Strained public finances, rising debt

Budget deficit is expected to widen in 2020 after hitting almost 7% of GDP in 2019. The Sultanate’s fiscal break-even point is calculated at USD 87 per barrel by the IMF. Oil prices below this threshold dig fiscal deficit. Nearly 60% of total fiscal revenues come from oil, and nearly 80% of total public expenditure goes to current spending, including public salaries, interest payment and subsidies. The government has again postponed the introduction of a planned 5% VAT to 2021, according to its July Eurobond prospectus. Although this can be considered positive for the retail sales, the lack of a substantial increase in non-oil revenues may weigh on payments made by the government to other sectors especially construction. Moreover, any cuts on capital projects would weigh on the business sector. Currently, the risk on the funding of the budget deficit remains low. Despite its non-investment grade, Oman taps international markets successfully and is expected to continue to do so in 2020.Yet, any deterioration of global risk appetite and the lack of a clear structural reform agenda may cut investors’ appetite, which would increase borrowing costs of the government. Moreover, heavy public borrowing creates a crowding-out effect for the business sector. The pace of growth of loans to the private sector remained below 2% year-on-year as of mid-2019. The weight of government debt stock in the GDP will then continue to grow. The weakness in oil prices will continue to keep Oman’s current account balance under pressure. If the government restrains spending on infrastructure projects, then import demand may inch down, restraining the widening of the current account deficit. Oman has been financing its current account deficit by a mix of foreign direct investments, reserves and debt. As of 2018, FDI to Oman stood at 5% of GDP. The central bank’s gross reserves are estimated to stand at USD 16 billion, covering gradually lower amount of imports (nearly 5 months of imports estimated in 2020 vs. seven months in 2016). The external debt of Oman already stands at a high level and is estimated to reach nearly 110% GDP in 2020.

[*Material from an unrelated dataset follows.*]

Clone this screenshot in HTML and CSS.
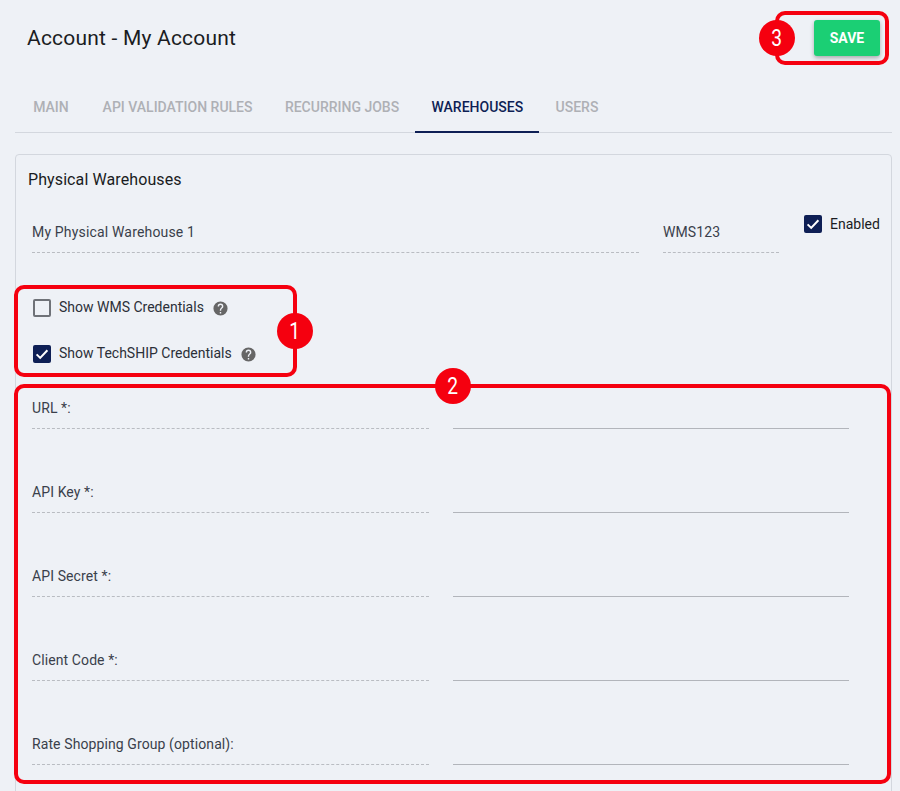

Succession remains key political issue

The Sultan Qaboos, the long-time ruler of the Sultanate, has a fragile health and no heirs. Therefore the succession remains a source of political uncertainty. In case of a non-agreement within the royal family to choose a successor within three days of his death, the authorities will open a letter with the name of the successor. The transition can create a period of temporary instability. The balanced policy that Oman has been implementing for years in the region is expected to continue. The risk of a spill-over from the war in Yemen across its borders continues. Yet if this happens, the Sultanate will be able to call on military assistance from its international allies.